Why So Many Games (And Movies) Are Blue And Orange

Why So Many Games (And Movies) Are Blue & Orange

You've likely noticed it, and probably even joked about it: it feels like every game (and movie) these days is all about the colours blue and orange, at least when it comes to posters and box art. There's a very good reason for that.

It's more than a trend: there's some science and colour theory behind it, which attempts to explain not only why the colours are so widespread, but why the trend has shown no signs of abating.

Known as "orange and teal" or "amber and teal", priceonomics explains (via Laughing Squid) a theory that the effect has dominated the movie business over the past few years thanks to the prevalence of colour digitisation (where the colour palette of a movie is digitally altered).

The big change that digitization made was it made it much easier to apply a single colour scheme to a bunch of different scenes at once. The more of a movie you can make look good with a single scheme, the less work you have to do. Also, as filmmakers are bringing many different film formats together in a single movie, applying a uniform colour scheme helps tie them together.

One way to figure out what will look good is to figure out what the common denominator is in the majority of your scenes. And it turns out that actors are in most scenes. And actors are usually human. And humans are orange, at least sort of!

Given that contrasting colour schemes are the ones that tend to look the strongest, the shades opposite orange on the colour wheel are...teal. So if one of your most prominent colours is orange, then it stands you should make the other blue.

Another theory is that the onset of digitisation and the recent trend towards orange and teal is a coincidence, and that the two colours were popular in film (and games) long before computers started messing with everything. It's just that because a few big series (Transformers, Battlefield) started using it that it's moved on from being a signature look to a convention.

"Unlike other pairs of complementary colours", TV Tropes' entry on the trend says, "fiery orange and cool blue are strongly associated with opposing concepts — fire and ice, earth and sky, land and sea, day and night, invested humanism vs. elegant indifference, good old fashioned explosions vs. futuristic science stuff. It's a trope because it's used on purpose, and it does something."

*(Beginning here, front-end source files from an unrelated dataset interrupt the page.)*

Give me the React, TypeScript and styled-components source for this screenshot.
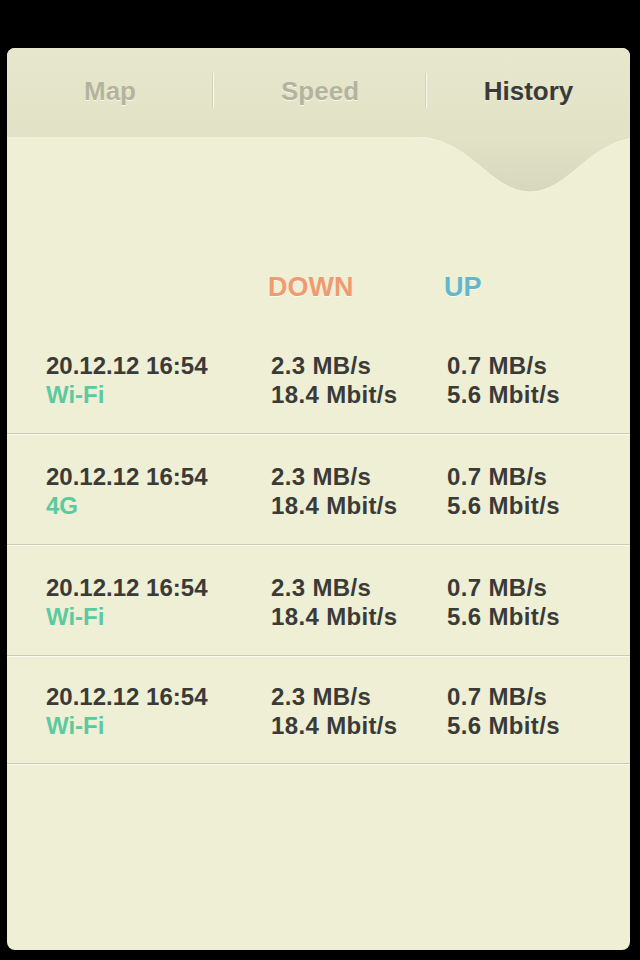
import styled, { createGlobalStyle } from 'styled-components'

const GlobalStyle = createGlobalStyle`
  html, body {
    margin: 0;
    background: #000;
  }
  body {
    font-family: 'Liberation Sans', Arial, sans-serif;
    -webkit-font-smoothing: antialiased;
  }
`

const Screen = styled.div`
  width: 640px;
  height: 960px;
  box-sizing: border-box;
  padding: 48px 10px 10px 7px;
  background: #000;
`

const Card = styled.div`
  position: relative;
  width: 623px;
  height: 902px;
  border-radius: 8px;
  overflow: hidden;
  background: #eeefd5;
`

const TabBar = styled.div`
  display: grid;
  grid-template-columns: 206px auto 212px auto 1fr;
  align-items: start;
  height: 89px;
  background: linear-gradient(#e6e7cc, #e1e2c6);
`

const Tab = styled.div<{ $active?: boolean }>`
  padding-top: 28px;
  text-align: center;
  font-size: 26px;
  line-height: 30px;
  font-weight: 700;
  color: ${({ $active }) => ($active ? '#3a3b38' : '#b3b49d')};
  text-shadow: ${({ $active }) => ($active ? '0 1px 0 rgba(255,255,255,0.35)' : '0 1px 0 #f7f7ea')};
`

const Divider = styled.div`
  width: 1px;
  height: 35px;
  margin-top: 25px;
  background: #f8f8ec;
  box-shadow: -1px 0 0 #d2d3b9;
`

const Notch = styled.svg`
  position: absolute;
  top: 89px;
  left: 408px;
  width: 230px;
  height: 56px;
`

const Content = styled.div`
  padding-top: 134px;
`

const HeadingRow = styled.div`
  display: grid;
  grid-template-columns: 225px 176px 1fr;
  padding-left: 39px;
  margin-bottom: 20px;
`

const Heading = styled.div<{ $color: string }>`
  margin-left: -3px;
  font-size: 27px;
  line-height: 32px;
  font-weight: 700;
  color: ${({ $color }) => $color};
  text-shadow: 0 1px 0 #fbfbf0;
`

const Row = styled.div`
  display: grid;
  grid-template-columns: 225px 176px 1fr;
  padding: 28px 0 24px 39px;
  border-bottom: 1px solid #cbccb3;
  box-shadow: 0 1px 0 #fafaee;

  &:last-child {
    padding-top: 26px;
    padding-bottom: 23px;
  }
`

const Cell = styled.div`
  display: flex;
  flex-direction: column;
`

const Line = styled.span<{ $accent?: boolean; $wide?: boolean }>`
  font-size: 24px;
  line-height: 29px;
  font-weight: 700;
  white-space: nowrap;
  letter-spacing: ${({ $wide }) => ($wide ? '0.35px' : '0')};
  color: ${({ $accent }) => ($accent ? '#5bcaa1' : '#3a3b38')};
`

const history = [
  { date: '20.12.12 16:54', net: 'Wi-Fi' },
  { date: '20.12.12 16:54', net: '4G' },
  { date: '20.12.12 16:54', net: 'Wi-Fi' },
  { date: '20.12.12 16:54', net: 'Wi-Fi' },
]

export default function App() {
  return (
    <Screen>
      <GlobalStyle />
      <Card>
        <TabBar>
          <Tab>Map</Tab>
          <Divider />
          <Tab>Speed</Tab>
          <Divider />
          <Tab $active>History</Tab>
        </TabBar>
        <Notch viewBox="0 0 230 56">
          <defs>
            <linearGradient id="notchFill" x1="0" y1="0" x2="0" y2="1">
              <stop offset="0" stopColor="#e1e2c6" />
              <stop offset="1" stopColor="#d6d7bc" />
            </linearGradient>
          </defs>
          <path d="M0 0 C55 0 75 55 115 55 C155 55 175 0 230 0 Z" fill="url(#notchFill)" />
          <path d="M0 0 C55 0 75 55 115 55 C155 55 175 0 230 0" fill="none" stroke="#f3f3e2" strokeWidth="1" />
        </Notch>
        <Content>
          <HeadingRow>
            <span />
            <Heading $color="#ee9b72">DOWN</Heading>
            <Heading $color="#63b7cc">UP</Heading>
          </HeadingRow>
          {history.map((h, i) => (
            <Row key={i}>
              <Cell>
                <Line>{h.date}</Line>
                <Line $accent>{h.net}</Line>
              </Cell>
              <Cell>
                <Line $wide>2.3 MB/s</Line>
                <Line $wide>18.4 Mbit/s</Line>
              </Cell>
              <Cell>
                <Line $wide>0.7 MB/s</Line>
                <Line $wide>5.6 Mbit/s</Line>
              </Cell>
            </Row>
          ))}
        </Content>
      </Card>
    </Screen>
  )
}
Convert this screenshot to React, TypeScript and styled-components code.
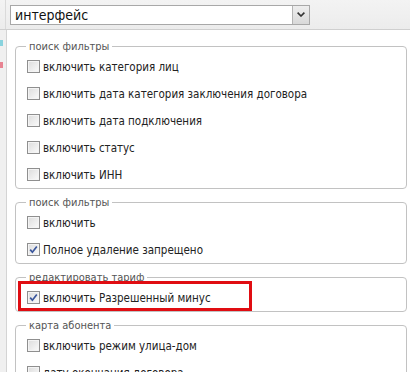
import styled, { createGlobalStyle } from "styled-components";

const GlobalStyle = createGlobalStyle`
  html, body {
    margin: 0;
    padding: 0;
    background: #ffffff;
  }
  body {
    font-family: "DejaVu Sans Condensed", "DejaVu Sans", sans-serif;
    color: #222222;
  }
`;

type Option = {
  label: string;
  checked?: boolean;
  highlighted?: boolean;
};

type Group = {
  title: string;
  options: Option[];
};

const groups: Group[] = [
  {
    title: "поиск фильтры",
    options: [
      { label: "включить категория лиц" },
      { label: "включить дата категория заключения договора" },
      { label: "включить дата подключения" },
      { label: "включить статус" },
      { label: "включить ИНН" },
    ],
  },
  {
    title: "поиск фильтры",
    options: [
      { label: "включить" },
      { label: "Полное удаление запрещено", checked: true },
    ],
  },
  {
    title: "редактировать тариф",
    options: [
      { label: "включить Разрешенный минус", checked: true, highlighted: true },
    ],
  },
  {
    title: "карта абонента",
    options: [
      { label: "включить режим улица-дом" },
      { label: "дату окончания договора" },
    ],
  },
];

function Checkbox({ checked }: { checked?: boolean }) {
  return (
    <Box>
      {checked && (
        <svg width="9" height="9" viewBox="0 0 9 9">
          <path
            d="M1.2 4.6 L3.4 7.2 L7.8 1.4"
            fill="none"
            stroke="#3a569c"
            strokeWidth="1.7"
          />
        </svg>
      )}
    </Box>
  );
}

function App() {
  return (
    <Page>
      <GlobalStyle />
      <TopBar>
        <TopDivider />
        <Select>
          <SelectValue>интерфейс</SelectValue>
          <SelectButton>
            <svg width="8" height="5" viewBox="0 0 8 5">
              <path d="M0.6 0.6 L4 4 L7.4 0.6" fill="none" stroke="#333" strokeWidth="1.6" />
            </svg>
          </SelectButton>
        </Select>
      </TopBar>

      <Body>
        <SideStrip>
          <SideMark $color="#5cc6d6" $top={10} />
          <SideMark $color="#e4566a" $top={32} />
        </SideStrip>

        <Content>
          {groups.map((group, i) => (
            <Fieldset key={i}>
              <Legend>{group.title}</Legend>
              {group.options.map((option) => (
                <Row key={option.label}>
                  {option.highlighted && <Highlight />}
                  <Checkbox checked={option.checked} />
                  <Label>{option.label}</Label>
                </Row>
              ))}
            </Fieldset>
          ))}
        </Content>
      </Body>
    </Page>
  );
}

const Page = styled.div`
  width: 410px;
  height: 372px;
  overflow: hidden;
  display: flex;
  flex-direction: column;
`;

const TopBar = styled.div`
  height: 30px;
  flex-shrink: 0;
  display: flex;
  align-items: center;
  background: linear-gradient(#f3f3f3, #ececec);
  border-bottom: 1px solid #cfcfcf;
  box-sizing: border-box;
`;

const TopDivider = styled.div`
  width: 6px;
  height: 100%;
  margin-right: 4px;
  border-right: 1px solid #dadada;
  box-sizing: border-box;
`;

const Select = styled.div`
  width: 300px;
  height: 20px;
  display: flex;
  border: 1px solid #a8a8a8;
  background: #ffffff;
  box-sizing: border-box;
`;

const SelectValue = styled.div`
  flex: 1;
  padding-left: 4px;
  font-size: 14px;
  line-height: 18px;
  color: #111111;
`;

const SelectButton = styled.div`
  width: 16px;
  display: flex;
  align-items: center;
  justify-content: center;
  border-left: 1px solid #b4b4b4;
  background: linear-gradient(#eeeeee, #d9d9d9);
`;

const Body = styled.div`
  flex: 1;
  display: flex;
  min-height: 0;
`;

const SideStrip = styled.div`
  position: relative;
  width: 6px;
  flex-shrink: 0;
  background: #f0f0f0;
  border-right: 1px solid #d4d4d4;
`;

const SideMark = styled.div<{ $color: string; $top: number }>`
  position: absolute;
  left: 0;
  top: ${(p) => p.$top}px;
  width: 3px;
  height: 6px;
  background: ${(p) => p.$color};
  opacity: 0.7;
`;

const Content = styled.div`
  flex: 1;
  padding: 10px 3px 0 8px;
  display: flex;
  flex-direction: column;
  gap: 7px;
`;

const Fieldset = styled.fieldset`
  margin: 0;
  padding: 0 10px 0 11px;
  border: 1px solid #c2c2c2;
  border-radius: 4px;
  min-width: 0;
`;

const Legend = styled.legend`
  padding: 0 3px;
  margin-left: -1px;
  font-size: 11px;
  line-height: 13px;
  color: #555555;
`;

const Row = styled.div`
  position: relative;
  height: 27px;
  display: flex;
  align-items: center;
  gap: 3px;
`;

const Box = styled.span`
  width: 13px;
  height: 13px;
  flex-shrink: 0;
  box-sizing: border-box;
  display: flex;
  align-items: center;
  justify-content: center;
  border: 1px solid #8f8f8f;
  background: linear-gradient(135deg, #dcdcdc, #fbfbfb);
  box-shadow: inset 0 0 0 1px #f4f4f4;
`;

const Label = styled.span`
  font-size: 11.5px;
  color: #222222;
  white-space: nowrap;
`;

const Highlight = styled.span`
  position: absolute;
  left: -9px;
  top: -3px;
  width: 234px;
  height: 30px;
  box-sizing: border-box;
  border: 3px solid #e00d12;
  pointer-events: none;
`;

export default App;
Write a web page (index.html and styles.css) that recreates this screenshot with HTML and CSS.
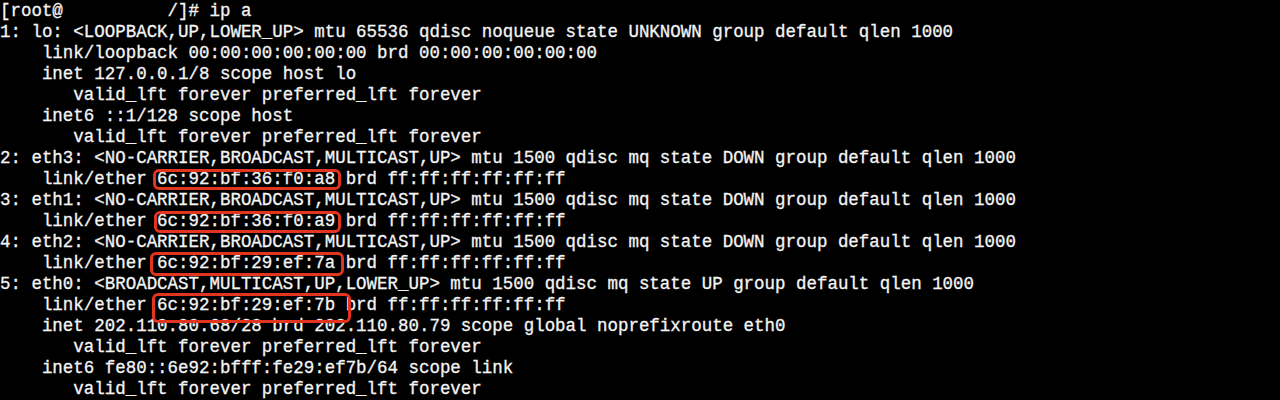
FILE: index.html
```html
<!DOCTYPE html>
<html lang="en">
<head>
<meta charset="utf-8">
<title>ip a</title>
<link rel="stylesheet" href="styles.css">
</head>
<body>
<pre class="term">[root@          /]# ip a
1: lo: &lt;LOOPBACK,UP,LOWER_UP&gt; mtu 65536 qdisc noqueue state UNKNOWN group default qlen 1000
    link/loopback 00:00:00:00:00:00 brd 00:00:00:00:00:00
    inet 127.0.0.1/8 scope host lo
       valid_lft forever preferred_lft forever
    inet6 ::1/128 scope host
       valid_lft forever preferred_lft forever
2: eth3: &lt;NO-CARRIER,BROADCAST,MULTICAST,UP&gt; mtu 1500 qdisc mq state DOWN group default qlen 1000
    link/ether <span class="mark mark-a">6c:92:bf:36:f0:a8</span> brd ff:ff:ff:ff:ff:ff
3: eth1: &lt;NO-CARRIER,BROADCAST,MULTICAST,UP&gt; mtu 1500 qdisc mq state DOWN group default qlen 1000
    link/ether <span class="mark mark-b">6c:92:bf:36:f0:a9</span> brd ff:ff:ff:ff:ff:ff
4: eth2: &lt;NO-CARRIER,BROADCAST,MULTICAST,UP&gt; mtu 1500 qdisc mq state DOWN group default qlen 1000
    link/ether <span class="mark mark-c">6c:92:bf:29:ef:7a</span> brd ff:ff:ff:ff:ff:ff
5: eth0: &lt;BROADCAST,MULTICAST,UP,LOWER_UP&gt; mtu 1500 qdisc mq state UP group default qlen 1000
    link/ether <span class="mark mark-d">6c:92:bf:29:ef:7b</span> brd ff:ff:ff:ff:ff:ff
    inet 202.110.80.68/28 brd 202.110.80.79 scope global noprefixroute eth0
       valid_lft forever preferred_lft forever
    inet6 fe80::6e92:bfff:fe29:ef7b/64 scope link
       valid_lft forever preferred_lft forever</pre>
</body>
</html>
```

FILE: styles.css
```css
html, body {
  margin: 0;
  padding: 0;
  background: #000;
  height: 100%;
  overflow: hidden;
}

.term {
  margin: 0;
  padding: 1px 0 0 0;
  color: #f4f4f4;
  font-family: "Liberation Mono", "DejaVu Sans Mono", monospace;
  font-size: 17.47px;
  line-height: 21px;
  white-space: pre;
  -webkit-text-stroke: 0.3px #f4f4f4;
}

.mark {
  position: relative;
}

.mark::after {
  content: "";
  position: absolute;
  border: 3px solid #e3341f;
  border-radius: 6px;
  pointer-events: none;
}

.mark-a::after {
  left: -4px;
  right: -6px;
  top: 0px;
  bottom: -1px;
}

.mark-b::after {
  left: -3px;
  right: -6px;
  top: 0px;
  bottom: -2px;
}

.mark-c::after {
  left: -7px;
  right: -9px;
  top: -1px;
  bottom: -3px;
}

.mark-d::after {
  left: -5px;
  right: -16px;
  top: -2px;
  bottom: -8px;
}
```
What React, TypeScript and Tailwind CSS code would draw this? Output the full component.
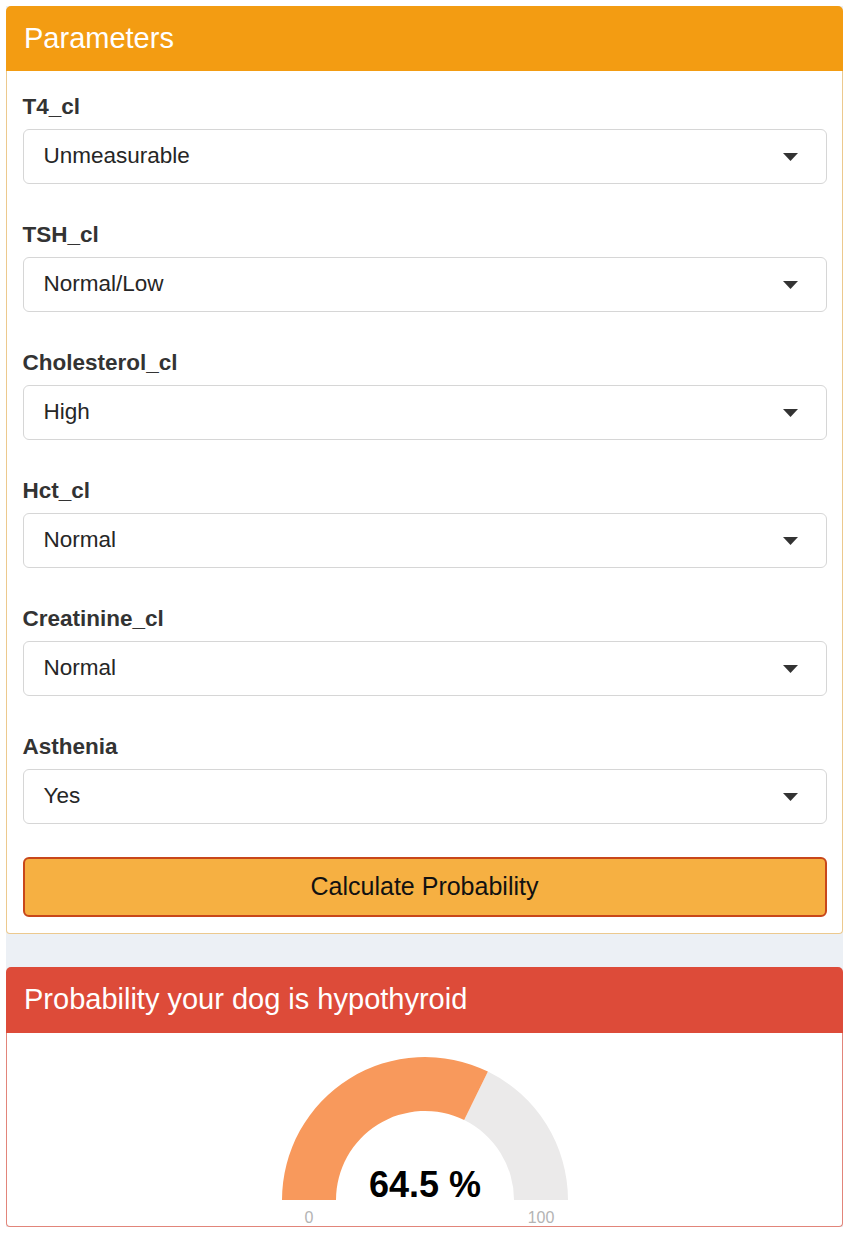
import React from "react";

const fields: { label: string; value: string }[] = [
  { label: "T4_cl", value: "Unmeasurable" },
  { label: "TSH_cl", value: "Normal/Low" },
  { label: "Cholesterol_cl", value: "High" },
  { label: "Hct_cl", value: "Normal" },
  { label: "Creatinine_cl", value: "Normal" },
  { label: "Asthenia", value: "Yes" },
];

function Field({ label, value }: { label: string; value: string }) {
  return (
    <div className="flex flex-col">
      <div className="h-[30px] flex items-center text-[22.5px] font-bold text-[#333333] leading-none">
        {label}
      </div>
      <div className="mt-[7px] h-[55px] rounded-[6px] border border-[#d6d6d6] bg-white flex items-center justify-between pl-[20px] pr-[28px]">
        <span className="text-[22.5px] text-[#262626] leading-none">{value}</span>
        <svg width="15" height="8" viewBox="0 0 15 8">
          <polygon points="0,0 15,0 7.5,8" fill="#333333" />
        </svg>
      </div>
    </div>
  );
}

function Gauge() {
  const cx = 150;
  const cy = 167;
  const R = 143;
  const r = 89;
  const v = 0.645;
  const a = Math.PI * (1 - v);
  const ox = cx + R * Math.cos(a);
  const oy = cy - R * Math.sin(a);
  const ix = cx + r * Math.cos(a);
  const iy = cy - r * Math.sin(a);
  const orange = `M ${cx - R} ${cy} A ${R} ${R} 0 0 1 ${ox} ${oy} L ${ix} ${iy} A ${r} ${r} 0 0 0 ${cx - r} ${cy} Z`;
  const grey = `M ${ox} ${oy} A ${R} ${R} 0 0 1 ${cx + R} ${cy} L ${cx + r} ${cy} A ${r} ${r} 0 0 0 ${ix} ${iy} Z`;
  return (
    <svg width="300" height="193" viewBox="0 0 300 193" className="block">
      <path d={grey} fill="#ebeaea" />
      <path d={orange} fill="#f8995c" />
      <text
        x={cx}
        y={164}
        textAnchor="middle"
        fontFamily="'Liberation Sans', Arial, sans-serif"
        fontWeight="700"
        fontSize="36"
        fill="#000"
      >
        64.5 %
      </text>
      <text
        x={cx - (R + r) / 2}
        y={190}
        textAnchor="middle"
        fontFamily="'Liberation Sans', Arial, sans-serif"
        fontSize="16"
        fill="#b4b4b4"
      >
        0
      </text>
      <text
        x={cx + (R + r) / 2}
        y={190}
        textAnchor="middle"
        fontFamily="'Liberation Sans', Arial, sans-serif"
        fontSize="16"
        fill="#b4b4b4"
      >
        100
      </text>
    </svg>
  );
}

export default function App() {
  return (
    <div
      className="bg-white pl-[6px] pr-[8px] pt-[6px] pb-[7px]"
      style={{ fontFamily: "'Liberation Sans', Arial, Helvetica, sans-serif" }}
    >
      <div className="bg-[#ecf0f5] flex flex-col gap-[33px]">
        {/* Parameters box */}
        <div className="flex flex-col">
          <div className="h-[65px] bg-[#f39c12] rounded-t-[5px] flex items-center pl-[18px]">
            <span className="text-white text-[29px] leading-none">Parameters</span>
          </div>
          <div className="bg-white border-x-[1.5px] border-b-[1.5px] border-[#ecc98e] rounded-b-[4px] px-[15.5px] pt-[21px] pb-[15.5px] flex flex-col">
            <div className="flex flex-col gap-[36px]">
              {fields.map((f) => (
                <Field key={f.label} label={f.label} value={f.value} />
              ))}
            </div>
            <button className="mt-[33px] h-[60px] w-full rounded-[6px] border-2 border-[#c8471a] bg-[#f6b042] text-[25px] text-[#111] flex items-center justify-center">
              Calculate Probability
            </button>
          </div>
        </div>

        {/* Result box */}
        <div className="flex flex-col">
          <div className="h-[66px] bg-[#dd4b39] rounded-t-[5px] flex items-center pl-[18px]">
            <span className="text-white text-[29px] leading-none">
              Probability your dog is hypothyroid
            </span>
          </div>
          <div className="bg-white border-x-[1.5px] border-b-[1.5px] border-[#e2857a] rounded-b-[4px] flex justify-center">
            <Gauge />
          </div>
        </div>
      </div>
    </div>
  );
}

Whichever it is, it's clear looking at movies, their posters and the promo art for video games (here's a website that only shows examples of amber & teal box art) that the trend is here to stay, at least for the foreseeable future.


    It could also be said that red is the most striking colour (it has the highest 'chroma' or saturation of all hues) so having red/orange on the cover will catch the eye. In order to make the red/orange stand out you have to have a complimentary opposite next to it to create maximum impact. No one wants green and red (it just makes me think of christmas) so blue contrasted with red/orange is used instead.

      Red also has big psychological impacts to humans thanks to the association with blood.

        Yea there are definitely a lot of psychological connotations that go along with it.

      The "opposing end of the colour spectrum" theory doesn't hold water when you consider the lack of red/green and yellow/purple posters. The "opposing concepts" theory rings true, as it represents conflict, which excites the human mind in so many ways, and on so many levels.

    I absolutely hate this Teal/Blue and Orange thing that's going on these days. Most current movies have it (especially action movies eg. Transformers) and what's worse is that Hollywood has been applying it to older movies via Blu-ray as well - eg. Terminator and Aliens.

      Yeah, I am a colourist, and the 'blockbuster look' is in demand, and it usually means a push towards orange and teal in general. It makes sense, as it is a dynamic look, and works in well with skintones, but it has certainly become the go-to look and is feeling a bit tired.

      I am so agains the revisionist colour of BD releases of classic films though, as a colorist, I go through and colour correct them back to the prints for my own viewing pleasure, and it is quite amazing how much they have tweaked some movies compared to their theatrical releases.

      Of course colour timing utilising the opposing sides of the colour wheel is nothing new, it has been used in all visual art for hundreds of years, but it has certainly been overused recently in movies.

      Last edited 04/02/15 1:30 pm

    You're a few years behind - just look at the games in the picture above, the most recent is about 3 years old.

    They are contrasting, eye-catching colours and the trend was noticed and complained about constantly a couple of years ago, which is why less and less games are using them (I think the new trend is green and red/brown though, seems to be picking up more and more).

      This isn't the first article on the subject either. It seems to get rehashed every 6 months or so.